• SHORT PROBLEM:
Drop every picture, then transcribe the remaining data exactly.
— Start DATA SHOWN —
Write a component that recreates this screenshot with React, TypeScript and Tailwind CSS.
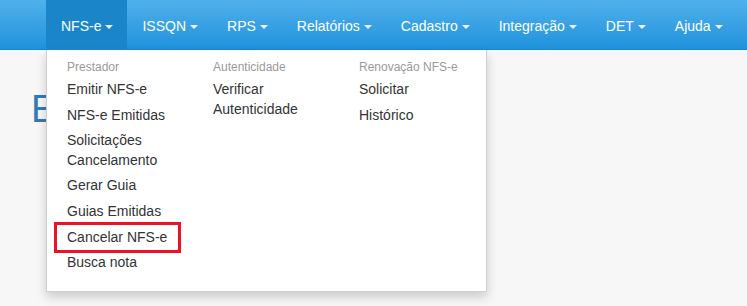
const navItems = ['NFS-e', 'ISSQN', 'RPS', 'Relatórios', 'Cadastro', 'Integração', 'DET', 'Ajuda']

const columns = [
  {
    title: 'Prestador',
    items: ['Emitir NFS-e', 'NFS-e Emitidas', 'Solicitações Cancelamento', 'Gerar Guia', 'Guias Emitidas', 'Cancelar NFS-e', 'Busca nota'],
  },
  { title: 'Autenticidade', items: ['Verificar Autenticidade'] },
  { title: 'Renovação NFS-e', items: ['Solicitar', 'Histórico'] },
]

function Caret() {
  return <span className="ml-[4px] inline-block align-middle w-0 h-0 border-t-[4px] border-t-white/90 border-x-[4px] border-x-transparent" />
}

export default function App() {
  return (
    <div className="relative w-[747px] h-[306px] overflow-hidden bg-[#f7f7f7] font-['Liberation_Sans',Arial,sans-serif]">
      <nav className="h-[50px] bg-gradient-to-b from-[#4eb1ea] to-[#1e92dd] border-b border-[#1b86cf]">
        <ul className="flex pl-[46px] h-full">
          {navItems.map((item, i) => (
            <li
              key={item}
              className={`flex items-center whitespace-nowrap pl-[15px] pr-[14px] pt-[4px] text-[14px] text-white ${i === 0 ? 'bg-[#1a86c9]' : ''}`}
            >
              {item}
              <Caret />
            </li>
          ))}
        </ul>
      </nav>

      {/* page title, mostly hidden behind the open menu */}
      <div className="pl-[31px] pt-[38px]">
        <h1 className="text-[38px] leading-[42px] text-[#337ab7]">E</h1>
      </div>

      {/* dropdown menu */}
      <div className="absolute left-[46px] top-[50px] w-[441px] h-[242px] bg-white border border-[#cfcfcf] border-t-0 shadow-[0_5px_10px_rgba(0,0,0,0.18)] pl-[20px] pt-[8px]">
        <div className="grid grid-cols-[146px_146px_1fr]">
          {columns.map((col) => (
            <div key={col.title}>
              <div className="text-[12px] leading-[18px] text-[#9a9a9a]">{col.title}</div>
              <ul className="mt-[1px]">
                {col.items.map((item) => (
                  <li key={item} className="py-[3px] text-[14px] leading-[19.6px] text-[#333]">
                    {item === 'Cancelar NFS-e' ? (
                      <span className="relative inline-block">
                        {item}
                        <span className="absolute -left-[13px] -right-[14px] -top-[6px] -bottom-[6px] border-[3px] border-[#e8141e]" />
                      </span>
                    ) : item === 'Solicitações Cancelamento' ? (
                      <span>Solicitações<br />Cancelamento</span>
                    ) : item === 'Verificar Autenticidade' ? (
                      <span>Verificar<br />Autenticidade</span>
                    ) : (
                      item
                    )}
                  </li>
                ))}
              </ul>
            </div>
          ))}
        </div>
      </div>
    </div>
  )
}
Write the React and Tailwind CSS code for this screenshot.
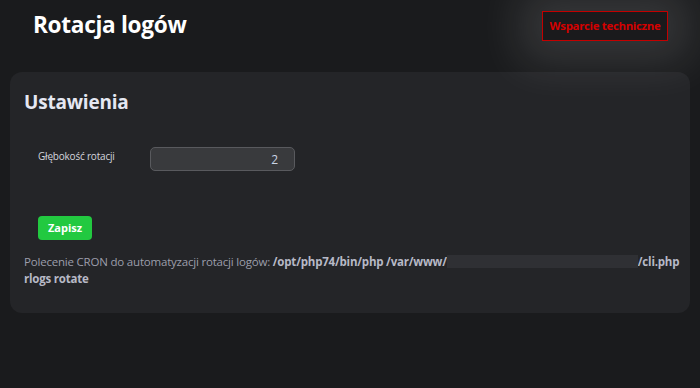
— End DATA SHOWN —
• COMPLETE RESPONSE:
Write a component that recreates this screenshot with React, TypeScript and Tailwind CSS.
const navItems = ['NFS-e', 'ISSQN', 'RPS', 'Relatórios', 'Cadastro', 'Integração', 'DET', 'Ajuda']

const columns = [
  {
    title: 'Prestador',
    items: ['Emitir NFS-e', 'NFS-e Emitidas', 'Solicitações Cancelamento', 'Gerar Guia', 'Guias Emitidas', 'Cancelar NFS-e', 'Busca nota'],
  },
  { title: 'Autenticidade', items: ['Verificar Autenticidade'] },
  { title: 'Renovação NFS-e', items: ['Solicitar', 'Histórico'] },
]

function Caret() {
  return <span className="ml-[4px] inline-block align-middle w-0 h-0 border-t-[4px] border-t-white/90 border-x-[4px] border-x-transparent" />
}

export default function App() {
  return (
    <div className="relative w-[747px] h-[306px] overflow-hidden bg-[#f7f7f7] font-['Liberation_Sans',Arial,sans-serif]">
      <nav className="h-[50px] bg-gradient-to-b from-[#4eb1ea] to-[#1e92dd] border-b border-[#1b86cf]">
        <ul className="flex pl-[46px] h-full">
          {navItems.map((item, i) => (
            <li
              key={item}
              className={`flex items-center whitespace-nowrap pl-[15px] pr-[14px] pt-[4px] text-[14px] text-white ${i === 0 ? 'bg-[#1a86c9]' : ''}`}
            >
              {item}
              <Caret />
            </li>
          ))}
        </ul>
      </nav>

      {/* page title, mostly hidden behind the open menu */}
      <div className="pl-[31px] pt-[38px]">
        <h1 className="text-[38px] leading-[42px] text-[#337ab7]">E</h1>
      </div>

      {/* dropdown menu */}
      <div className="absolute left-[46px] top-[50px] w-[441px] h-[242px] bg-white border border-[#cfcfcf] border-t-0 shadow-[0_5px_10px_rgba(0,0,0,0.18)] pl-[20px] pt-[8px]">
        <div className="grid grid-cols-[146px_146px_1fr]">
          {columns.map((col) => (
            <div key={col.title}>
              <div className="text-[12px] leading-[18px] text-[#9a9a9a]">{col.title}</div>
              <ul className="mt-[1px]">
                {col.items.map((item) => (
                  <li key={item} className="py-[3px] text-[14px] leading-[19.6px] text-[#333]">
                    {item === 'Cancelar NFS-e' ? (
                      <span className="relative inline-block">
                        {item}
                        <span className="absolute -left-[13px] -right-[14px] -top-[6px] -bottom-[6px] border-[3px] border-[#e8141e]" />
                      </span>
                    ) : item === 'Solicitações Cancelamento' ? (
                      <span>Solicitações<br />Cancelamento</span>
                    ) : item === 'Verificar Autenticidade' ? (
                      <span>Verificar<br />Autenticidade</span>
                    ) : (
                      item
                    )}
                  </li>
                ))}
              </ul>
            </div>
          ))}
        </div>
      </div>
    </div>
  )
}
Write the React and Tailwind CSS code for this screenshot.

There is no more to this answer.